Часть мемуаров Макса Гельца, посвящённая годам его заключения, вполне могла бы сойти за пособие для начинающих тюремных «авторитетов». Бунтарь в тюрьме и на воле, он отказывался от работы и пищи, плевал в лицо начальству, кидал камнями в надзирателей во время прогулок, ночи напролёт пел революционные песни. Гельца много раз жестоко избивали, он познакомился с карцерами всех видов, несколько месяцев провёл в камере для умалишённых. Его переводили из тюрьмы в тюрьму, так как почти везде его пребывание заканчивалось бунтом заключённых3.
Архивные документы рисуют несколько иную картину условий пребывания Гельца в тюрьмах, нежели его собственные воспоминания. Так как он болел ревматизмом, ему разрешали ежедневно принимать лечебную ванну, он ящиками выписывал себе в камеру книги. Летом 1925 года Гельца лишили права заказывать себе на кухне пищу из переданных ему продуктов, и он был вынужден ограничиться приготовлением салатов в собственной камере. В одной из записок он сообщал, что ему уже некуда класть присланные овощи и приправы, потребовав к ним «чистого оливкового масла в оригинальной упаковке», не забыв добавить, что счёт следует направить в германское отделение МОПРа4.

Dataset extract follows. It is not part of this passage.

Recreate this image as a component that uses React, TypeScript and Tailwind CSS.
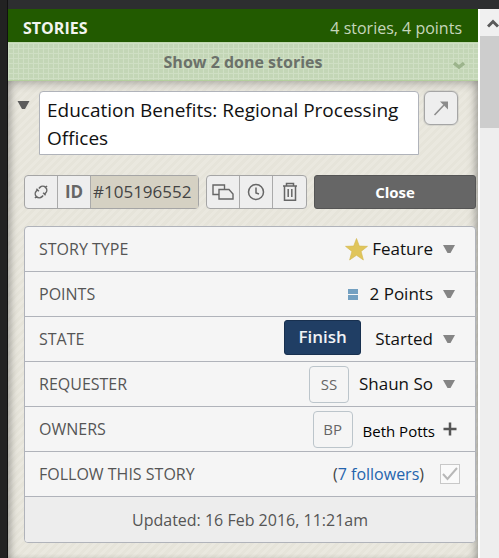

Понятно, что годы заключения отразились на психике Гельца. Он взрывался от каждого слова критики в свой адрес, неоднократно обвинял КПГ в том, что та не предпринимает достаточных усилий для его освобождения, постоянно менял адвокатов, требовал предоставления ему единоличного контроля за фондом, куда стекались пожертвования в его адрес. Дело дошло до голодовки, которую пролетарский «Робин Гуд» объявил из-за того, что коммунистическая пресса не уделяет ему должного внимания.
Освобождение Макса Гельца 18 июля 1928 года совпало с днем открытия Шестого конгресса Коминтерна. Через пару дней он прибыл в Берлин, где его встречала многотысячная толпа. Столь резкая смена обстановки давалась террористу нелегко, Гельц вспоминал, что «с огромным трудом выдерживал общение с людьми… Почти невыносимой мукой для меня было пребывание в обществе нескольких человек дольше двух-трёх минут»5.